Communicate Well With Your Employees

Be the best communication model you can be for your employees and foster a positive communication atmosphere at your company. Treat your employees the way you want them to treat clients and customers: positively, affirmatively, respectfully, professionally, and so on. Just like you have communications policies for employee interactions with clients, you should for manager/supervisor communications with employees.

Being a good corporate communicator works on several levels. On a practical level, it is excellent for employee morale since employees are more motivated to communicate well with customers and other people.

On more abstract levels, employees learn by seeing and doing. If you give them genuine praise and thoughtful feedback, they internalize the hows, wheres, and whys.

Corporate culture acts as the framework for much that follows. Strive to keep the flow of communication and feedback ongoing rather than a performance review once a year as the only time you genuinely communicate with workers. (Annual performance reviews have good uses and shouldn’t be scrapped, per se.
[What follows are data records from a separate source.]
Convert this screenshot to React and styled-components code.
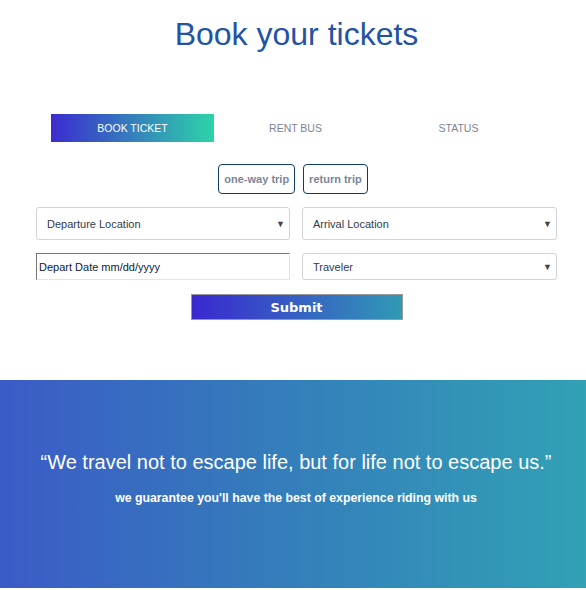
import React, { useState } from 'react'
import styled, { createGlobalStyle } from 'styled-components'

const GlobalStyle = createGlobalStyle`
  body {
    margin: 0;
    font-family: "Liberation Sans", Arial, sans-serif;
    background: #fff;
  }
`

const Page = styled.div`
  display: flex;
  flex-direction: column;
  width: 586px;
`

const Title = styled.h1`
  margin: 16px 0 0;
  padding-left: 7px;
  font-size: 32px;
  line-height: 37px;
  font-weight: 400;
  text-align: center;
  color: #2353a3;
`

const Tabs = styled.div`
  display: grid;
  grid-template-columns: repeat(3, 163px);
  margin: 61px 0 0 51px;
`

const Tab = styled.button`
  height: 28px;
  border: none;
  padding: 0;
  font-family: "Liberation Sans", Arial, sans-serif;
  font-size: 10.5px;
  text-transform: uppercase;
  color: ${({ $active }) => ($active ? '#fff' : '#7d8296')};
  background: ${({ $active }) =>
    $active ? 'linear-gradient(90deg, #3b2bd0 0%, #2ed4a9 100%)' : 'transparent'};
`

const TripRow = styled.div`
  display: flex;
  justify-content: center;
  gap: 8px;
  margin-top: 22px;
`

const TripButton = styled.button`
  height: 30px;
  padding: 0 5px;
  border: 1px solid #0c3c6b;
  border-radius: 4px;
  background: #fff;
  font-family: "Liberation Sans", Arial, sans-serif;
  font-size: 11px;
  font-weight: 700;
  color: #7a8598;
`

const Form = styled.div`
  display: grid;
  grid-template-columns: 254px 255px;
  column-gap: 12px;
  row-gap: 13px;
  margin: 13px 0 0 36px;
`

const SelectBox = styled.div`
  display: flex;
  align-items: center;
  justify-content: space-between;
  height: ${({ $h }) => $h}px;
  box-sizing: border-box;
  padding: 0 4px 0 10px;
  border: 1px solid #d2d4d8;
  border-radius: 3px;
  font-size: 11px;
  color: #333b4a;
`

const Arrow = styled.span`
  font-size: 9px;
  color: #444;
`

const DateInput = styled.div`
  display: flex;
  align-items: center;
  height: 27px;
  box-sizing: border-box;
  padding-left: 2px;
  border-style: solid;
  border-width: 1px;
  border-color: #767676 #e4e4e4 #e4e4e4 #767676;
  font-size: 11px;
  color: #0c1a3a;
`

const SubmitRow = styled.div`
  display: flex;
  justify-content: center;
  margin-top: 14px;
  padding-left: 7px;
`

const Submit = styled.button`
  width: 212px;
  height: 26px;
  border: 1px solid #9a9a9a;
  background: linear-gradient(90deg, #3a28d0 0%, #3199b6 100%);
  color: #fff;
  font-family: "DejaVu Sans", Verdana, sans-serif;
  font-size: 13px;
  font-weight: 700;
`

const Banner = styled.section`
  display: flex;
  flex-direction: column;
  align-items: center;
  margin-top: 60px;
  height: 208px;
  padding: 70px 0 0 6px;
  box-sizing: border-box;
  background: linear-gradient(90deg, #3b5bc7 0%, #3578bc 40%, #31a1b5 100%);
  color: #fff;
`

const Quote = styled.p`
  margin: 0;
  font-size: 20px;
  line-height: 24px;
`

const Sub = styled.p`
  margin: 17px 0 0;
  font-size: 12.3px;
  font-weight: 700;
`

const Select = ({ label, h }) => (
  <SelectBox $h={h}>
    {label}
    <Arrow>▼</Arrow>
  </SelectBox>
)

export default function App() {
  const [tab, setTab] = useState(0)
  const tabs = ['Book Ticket', 'Rent Bus', 'Status']
  return (
    <Page>
      <GlobalStyle />
      <Title>Book your tickets</Title>
      <Tabs>
        {tabs.map((t, i) => (
          <Tab key={t} $active={tab === i} onClick={() => setTab(i)}>
            {t}
          </Tab>
        ))}
      </Tabs>
      <TripRow>
        <TripButton>one-way trip</TripButton>
        <TripButton>return trip</TripButton>
      </TripRow>
      <Form>
        <Select label="Departure Location" h={33} />
        <Select label="Arrival Location" h={33} />
        <DateInput>Depart Date mm/dd/yyyy</DateInput>
        <Select label="Traveler" h={27} />
      </Form>
      <SubmitRow>
        <Submit>Submit</Submit>
      </SubmitRow>
      <Banner>
        <Quote>“We travel not to escape life, but for life not to escape us.”</Quote>
        <Sub>we guarantee you'll have the best of experience riding with us</Sub>
      </Banner>
    </Page>
  )
}
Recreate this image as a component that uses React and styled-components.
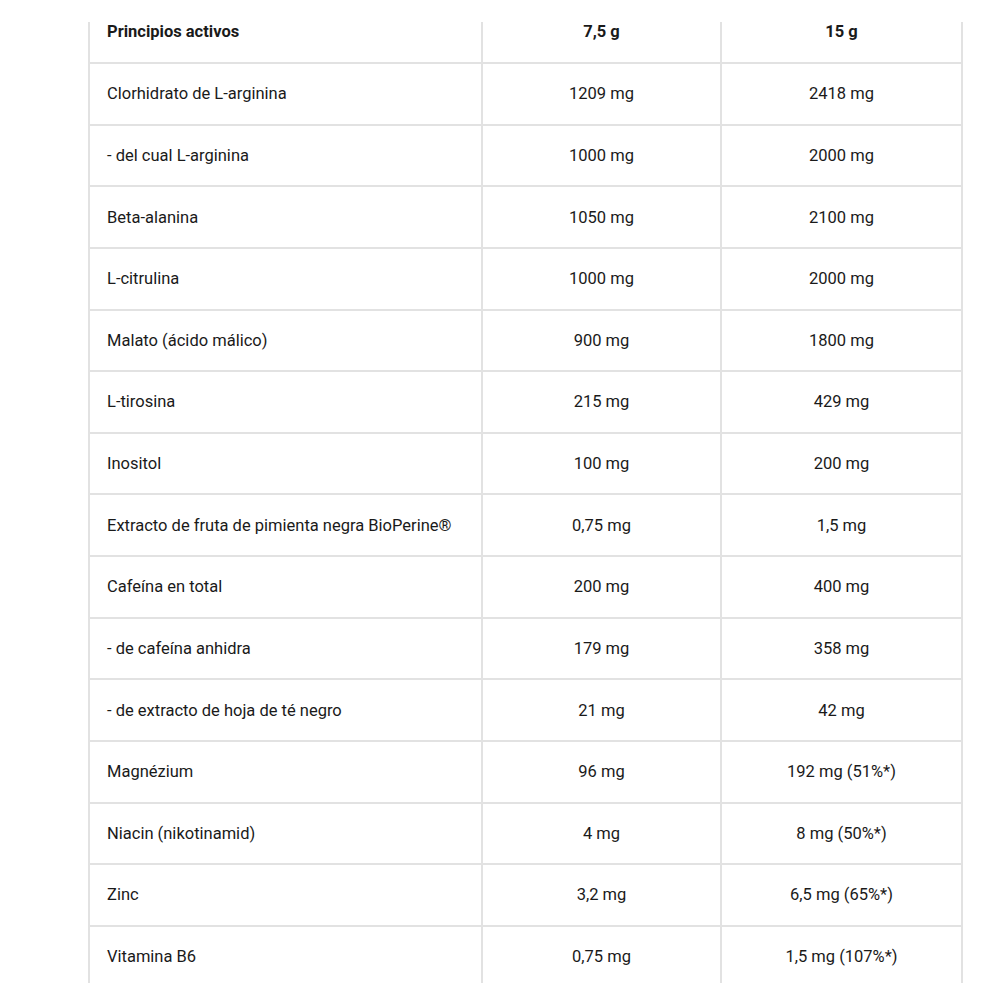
import React from "react";
import styled, { createGlobalStyle } from "styled-components";

const Global = createGlobalStyle`
  html, body { margin: 0; padding: 0; background: #fff; }
  body { font-family: Roboto, "Liberation Sans", Arial, sans-serif; color: #222; }
`;

const Page = styled.div`
  width: 1000px;
  height: 1000px;
  overflow: hidden;
  padding: 22px 0 0 88px;
  box-sizing: border-box;
`;

const Table = styled.div`
  width: 875px;
  height: 961px;
  overflow: hidden;
  display: flex;
  flex-direction: column;
`;

const Row = styled.div`
  display: grid;
  grid-template-columns: 393px 239px 243px;
  flex: none;
  height: ${(p) => (p.$head ? "40px" : "61.64px")};
  box-sizing: border-box;
  border-top: ${(p) => (p.$head ? "none" : "2px solid #e2e2e2")};
`;

const Cell = styled.div`
  display: flex;
  align-items: ${(p) => (p.$head ? "flex-start" : "center")};
  justify-content: ${(p) => (p.$first ? "flex-start" : "center")};
  padding: ${(p) => (p.$head ? "1px" : "0")} 0 0 ${(p) => (p.$first ? "17px" : "0")};
  border-left: 2px solid #e2e2e2;
  border-right: ${(p) => (p.$last ? "2px solid #e2e2e2" : "none")};
  box-sizing: border-box;
  font-size: 16.5px;
  line-height: 17px;
  font-weight: ${(p) => (p.$head ? 700 : 400)};
  color: #1a1a1a;
  white-space: nowrap;
`;

const rows = [
  ["Clorhidrato de L-arginina", "1209 mg", "2418 mg"],
  ["- del cual L-arginina", "1000 mg", "2000 mg"],
  ["Beta-alanina", "1050 mg", "2100 mg"],
  ["L-citrulina", "1000 mg", "2000 mg"],
  ["Malato (ácido málico)", "900 mg", "1800 mg"],
  ["L-tirosina", "215 mg", "429 mg"],
  ["Inositol", "100 mg", "200 mg"],
  ["Extracto de fruta de pimienta negra BioPerine®", "0,75 mg", "1,5 mg"],
  ["Cafeína en total", "200 mg", "400 mg"],
  ["- de cafeína anhidra", "179 mg", "358 mg"],
  ["- de extracto de hoja de té negro", "21 mg", "42 mg"],
  ["Magnézium", "96 mg", "192 mg (51%*)"],
  ["Niacin (nikotinamid)", "4 mg", "8 mg (50%*)"],
  ["Zinc", "3,2 mg", "6,5 mg (65%*)"],
  ["Vitamina B6", "0,75 mg", "1,5 mg (107%*)"],
];

export default function App() {
  return (
    <>
      <Global />
      <Page>
        <Table>
          <Row $head>
            <Cell $head $first>Principios activos</Cell>
            <Cell $head>7,5 g</Cell>
            <Cell $head $last>15 g</Cell>
          </Row>
          {rows.map((r, i) => (
            <Row key={i}>
              <Cell $first>{r[0]}</Cell>
              <Cell>{r[1]}</Cell>
              <Cell $last>{r[2]}</Cell>
            </Row>
          ))}
        </Table>
      </Page>
    </>
  );
}
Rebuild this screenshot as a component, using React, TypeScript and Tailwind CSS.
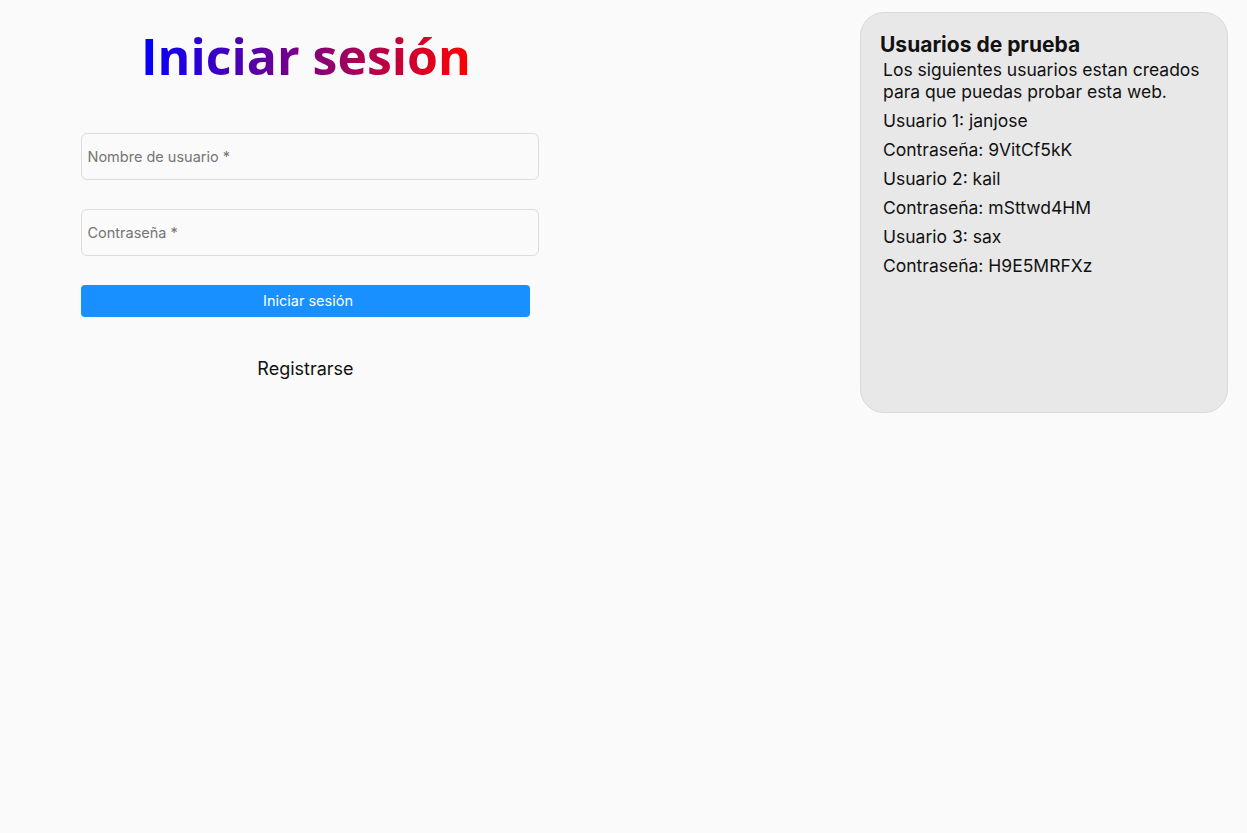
const users = [
  { user: 'janjose', pass: '9VitCf5kK' },
  { user: 'kail', pass: 'mSttwd4HM' },
  { user: 'sax', pass: 'H9E5MRFXz' },
];

function LoginForm() {
  return (
    <div className="w-[612px] flex flex-col items-center">
      <h1
        className="mt-[24px] text-[50px] leading-[64px] font-bold bg-[linear-gradient(to_right,#0000ff,#ff0000)] bg-clip-text text-transparent"
        style={{ fontFamily: '"Open Sans", "Noto Sans", sans-serif' }}
      >
        Iniciar sesión
      </h1>
      <form className="mt-[45px] w-[458px] flex flex-col ml-[7px]">
        <input
          type="text"
          placeholder="Nombre de usuario *"
          className="h-[47px] w-full rounded-[6px] border border-[#dcdcdc] bg-[#fafafa] px-[6px] text-[14.5px] text-[#333] placeholder:text-[#757575] outline-none"
        />
        <input
          type="password"
          placeholder="Contraseña *"
          className="mt-[29px] h-[47px] w-full rounded-[6px] border border-[#dcdcdc] bg-[#fafafa] px-[6px] text-[14.5px] text-[#333] placeholder:text-[#757575] outline-none"
        />
        <button
          type="button"
          className="mt-[29px] h-[32px] w-[449px] rounded-[4px] bg-[#1890ff] pl-[6px] text-[14.5px] text-white"
        >
          Iniciar sesión
        </button>
        <a className="mt-[38px] self-center -ml-[8px] text-[18px] text-[#111] cursor-pointer">
          Registrarse
        </a>
      </form>
    </div>
  );
}

function TestUsers() {
  return (
    <aside className="mt-[12px] w-[368px] h-[401px] rounded-[24px] border border-[#dadada] bg-[#e8e8e8] pt-[20px] pl-[19px] pr-[12px] text-[#111]">
      <h2 className="text-[21px] leading-[24px] font-bold">Usuarios de prueba</h2>
      <div className="pl-[3px] pt-[2px] text-[17.5px]">
        <p className="leading-[22px]">
          Los siguientes usuarios estan creados para que puedas probar esta web.
        </p>
        {users.map((u, i) => (
          <div key={u.user}>
            <p className="mt-[7px] leading-[22px]">Usuario {i + 1}: {u.user}</p>
            <p className="mt-[7px] leading-[22px]">Contraseña: {u.pass}</p>
          </div>
        ))}
      </div>
    </aside>
  );
}

export default function App() {
  return (
    <div
      className="min-h-screen w-full bg-[#fafafa] flex"
      style={{ fontFamily: 'Inter, "Noto Sans", sans-serif' }}
    >
      <LoginForm />
      <div className="flex-1" />
      <TestUsers />
      <div className="w-[19px]" />
    </div>
  );
}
They just should not be the sole basis of employer-employee communication.)

Hold Communication Training

Not everyone can read communication policies or observe the workplace environment and intuitively understand what to do. Communication training can be through the form of meditation sessions as mentioned earlier, but there is more to it.

Training can touch on many topics such as how to master a specific software program. It can also cover active listening, asking open-ended questions, nonverbal communication, basic business grammar, communication accessibility for people with disabilities, and much more. It can take many forms, including live seminars, Zoom meetings, and online tutorials.

Prioritize communication training and meditation sessions as part of your company’s emphasis on good communication. Stay on top of communication guidelines and serve as a good role model for employees.